Des «  e-conférences », l’équivalent de séances de TD sur internet, sont expérimentées. Les étudiants peuvent poser leurs questions sur un forum de discussion. Un exposé sur deux se fait par webcam. La réforme de l’anglais si contestée par ses enseignants passe aussi par une part croissante de travail en ligne : dictionnaire de prononciation, exercices de grammaire et de vocabulaire, logiciel d’enseignement à distance spécialisé en « business english ». Cette déshumanisation inquiète une prof de langue, en poste depuis 22 ans à Sciences-Po : « Autrefois, on avait une salle des profs. Elle n’existe plus. On n’a plus de casier. On télécharge. Il n’y a pas d’esprit de département. Tout est remplacé par l’électronique. A l’horizon on voit poindre le remplacement des profs par les machines. »

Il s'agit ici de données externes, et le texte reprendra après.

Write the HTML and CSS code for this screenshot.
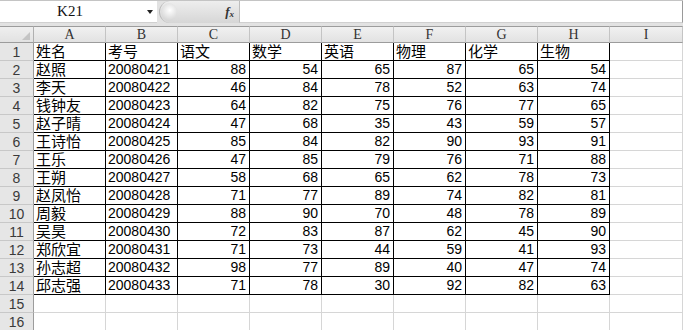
FILE: index.html
```html
<!DOCTYPE html>
<html>
<head>
<meta charset="utf-8">
<link rel="stylesheet" href="styles.css">
</head>
<body>
<div class="top">
  <div class="namebox"><span class="ref">K21</span><span class="arrow"></span></div>
  <div class="pill"><span class="knob"></span><span class="fx">f<sub>x</sub></span></div>
  <div class="formula"></div>
</div>
<div class="sheet">
  <div class="corner"><span class="tri"></span></div>
  <div class="h">A</div><div class="h">B</div><div class="h">C</div><div class="h">D</div><div class="h">E</div><div class="h">F</div><div class="h">G</div><div class="h">H</div><div class="h">I</div>

  <div class="r">1</div><div class="c t b">姓名</div><div class="c t b">考号</div><div class="c t b">语文</div><div class="c t b">数学</div><div class="c t b">英语</div><div class="c t b">物理</div><div class="c t b">化学</div><div class="c t b">生物</div><div class="c"></div>
  <div class="r">2</div><div class="c t b">赵照</div><div class="c m b">20080421</div><div class="c n b">88</div><div class="c n b">54</div><div class="c n b">65</div><div class="c n b">87</div><div class="c n b">65</div><div class="c n b">54</div><div class="c"></div>
  <div class="r">3</div><div class="c t b">李天</div><div class="c m b">20080422</div><div class="c n b">46</div><div class="c n b">84</div><div class="c n b">78</div><div class="c n b">52</div><div class="c n b">63</div><div class="c n b">74</div><div class="c"></div>
  <div class="r">4</div><div class="c t b">钱钟友</div><div class="c m b">20080423</div><div class="c n b">64</div><div class="c n b">82</div><div class="c n b">75</div><div class="c n b">76</div><div class="c n b">77</div><div class="c n b">65</div><div class="c"></div>
  <div class="r">5</div><div class="c t b">赵子晴</div><div class="c m b">20080424</div><div class="c n b">47</div><div class="c n b">68</div><div class="c n b">35</div><div class="c n b">43</div><div class="c n b">59</div><div class="c n b">57</div><div class="c"></div>
  <div class="r">6</div><div class="c t b">王诗怡</div><div class="c m b">20080425</div><div class="c n b">85</div><div class="c n b">84</div><div class="c n b">82</div><div class="c n b">90</div><div class="c n b">93</div><div class="c n b">91</div><div class="c"></div>
  <div class="r">7</div><div class="c t b">王乐</div><div class="c m b">20080426</div><div class="c n b">47</div><div class="c n b">85</div><div class="c n b">79</div><div class="c n b">76</div><div class="c n b">71</div><div class="c n b">88</div><div class="c"></div>
  <div class="r">8</div><div class="c t b">王朔</div><div class="c m b">20080427</div><div class="c n b">58</div><div class="c n b">68</div><div class="c n b">65</div><div class="c n b">62</div><div class="c n b">78</div><div class="c n b">73</div><div class="c"></div>
  <div class="r">9</div><div class="c t b">赵凤怡</div><div class="c m b">20080428</div><div class="c n b">71</div><div class="c n b">77</div><div class="c n b">89</div><div class="c n b">74</div><div class="c n b">82</div><div class="c n b">81</div><div class="c"></div>
  <div class="r">10</div><div class="c t b">周毅</div><div class="c m b">20080429</div><div class="c n b">88</div><div class="c n b">90</div><div class="c n b">70</div><div class="c n b">48</div><div class="c n b">78</div><div class="c n b">89</div><div class="c"></div>
  <div class="r">11</div><div class="c t b">吴昊</div><div class="c m b">20080430</div><div class="c n b">72</div><div class="c n b">83</div><div class="c n b">87</div><div class="c n b">62</div><div class="c n b">45</div><div class="c n b">90</div><div class="c"></div>
  <div class="r">12</div><div class="c t b">郑欣宜</div><div class="c m b">20080431</div><div class="c n b">71</div><div class="c n b">73</div><div class="c n b">44</div><div class="c n b">59</div><div class="c n b">41</div><div class="c n b">93</div><div class="c"></div>
  <div class="r">13</div><div class="c t b">孙志超</div><div class="c m b">20080432</div><div class="c n b">98</div><div class="c n b">77</div><div class="c n b">89</div><div class="c n b">40</div><div class="c n b">47</div><div class="c n b">74</div><div class="c"></div>
  <div class="r">14</div><div class="c t b">邱志强</div><div class="c m b">20080433</div><div class="c n b">71</div><div class="c n b">78</div><div class="c n b">30</div><div class="c n b">92</div><div class="c n b">82</div><div class="c n b">63</div><div class="c"></div>
  <div class="r">15</div><div class="c"></div><div class="c"></div><div class="c"></div><div class="c"></div><div class="c"></div><div class="c"></div><div class="c"></div><div class="c"></div><div class="c"></div>
  <div class="r">16</div><div class="c"></div><div class="c"></div><div class="c"></div><div class="c"></div><div class="c"></div><div class="c"></div><div class="c"></div><div class="c"></div><div class="c"></div>
</div>
</body>
</html>
```

FILE: styles.css
```css
html, body {
  margin: 0;
  padding: 0;
  background: #ffffff;
  overflow: hidden;
  width: 683px;
  height: 330px;
}

.top {
  box-sizing: border-box;
  height: 26px;
  display: flex;
  background: #e2e2e2;
  border-top: 1px solid #c4c4c4;
  padding-bottom: 3px;
}

.namebox {
  width: 157px;
  background: #ffffff;
  display: flex;
  align-items: center;
  border-bottom: 1px solid #d0d0d0;
  box-sizing: border-box;
}

.ref {
  width: 140px;
  text-align: center;
  font-family: "Liberation Serif", serif;
  font-size: 15px;
  color: #111;
}

.arrow {
  width: 0;
  height: 0;
  border-left: 3px solid transparent;
  border-right: 3px solid transparent;
  border-top: 4px solid #222;
  margin-left: 7px;
}

.pill {
  width: 80px;
  display: flex;
  align-items: center;
  justify-content: space-between;
  background: linear-gradient(#eeeeee, #d6d6d6);
  border-top-left-radius: 11px;
  border-bottom-left-radius: 11px;
  box-sizing: border-box;
  border-left: 1px solid #b8b8b8;
  padding: 0 5px 0 1px;
  margin-left: 2px;
}

.knob {
  width: 16px;
  height: 18px;
  border-radius: 50%;
  background: radial-gradient(circle at 55% 40%, #ffffff 0, #e6e6e6 45%, #c8c8c8 100%);
}

.fx {
  font-family: "Liberation Serif", serif;
  font-style: italic;
  font-weight: bold;
  font-size: 13px;
  color: #333;
}

.fx sub {
  font-size: 9px;
  vertical-align: -1px;
}

.formula {
  flex: 1;
  background: #ffffff;
  border-left: 1px solid #bdbdbd;
  border-right: 1px solid #9a9a9a;
  border-bottom: 1px solid #d0d0d0;
  box-sizing: border-box;
}

.sheet {
  display: grid;
  grid-template-columns: 34px repeat(8, 72px) 73px;
  grid-template-rows: 17px;
  grid-auto-rows: 18px;
}

.sheet > div {
  box-sizing: border-box;
  overflow: hidden;
  white-space: nowrap;
}

.corner {
  background: linear-gradient(#efefef, #e2e2e2);
  border-top: 1px solid #9c9c9c;
  border-right: 1px solid #b0b0b0;
  border-bottom: 1px solid #9c9c9c;
  position: relative;
}

.tri {
  position: absolute;
  right: 3px;
  bottom: 2px;
  width: 0;
  height: 0;
  border-left: 8px solid transparent;
  border-bottom: 8px solid #c4c4c4;
}

.h {
  background: linear-gradient(#f1f1f1, #e2e2e2);
  border-top: 1px solid #9c9c9c;
  border-right: 1px solid #c4c4c4;
  border-bottom: 1px solid #9c9c9c;
  font-family: "Liberation Serif", serif;
  font-size: 14px;
  line-height: 15px;
  text-align: center;
  color: #333;
}

.r {
  background: #e6e6e6;
  border-right: 1px solid #9c9c9c;
  border-bottom: 1px solid #c8c8c8;
  font-family: "Liberation Sans", sans-serif;
  font-size: 14px;
  line-height: 18px;
  text-align: center;
  color: #3a3a3a;
}

.c {
  border-right: 1px solid #d6d6d6;
  border-bottom: 1px solid #d6d6d6;
  display: flex;
  align-items: flex-end;
  padding: 0 2px 1px 2px;
  color: #000;
}

.c.b {
  border-color: #000000;
}

.sheet > .t {
  font-family: "Noto Sans CJK SC", sans-serif;
  font-size: 15px;
  line-height: 16px;
  overflow: visible;
}

.m, .n {
  font-family: "Liberation Sans", sans-serif;
  font-size: 14px;
  line-height: 16px;
}

.n {
  justify-content: flex-end;
  padding-right: 3px;
}
```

Quelle culture du savoir se met en place à Sciences-Po ? Pour quel résultat ? « Attention, Sciences-Po est un champ de mines ! C’est compliqué d’y voir clair », met en garde un chercheur à la tête d’un master, et très impliqué dans les réformes pédagogiques en cours à l’IEP. Car comme dans le reste de l’université, les outils d’évaluation, brutalement quantitatifs par bien des aspects, servent aussi, à Sciences-Po, une professionnalisation de la recherche en sciences humaines et sociales. C’est ce que Bruno Latour appelle « refondamentaliser » les enseignements. Ils s’éloignent ainsi d’une certaine tradition maison concevant les sciences sociales comme de la culture générale un peu améliorée : c’était le côté « sciences pipo » de la rue Saint-Guillaume, bien connu de ses anciens étudiants. Où des profs dissertaient plus ou moins brillamment sans toujours préparer leurs cours. Où seule comptait la filière de formation à l’ENA et son expertise technocratique.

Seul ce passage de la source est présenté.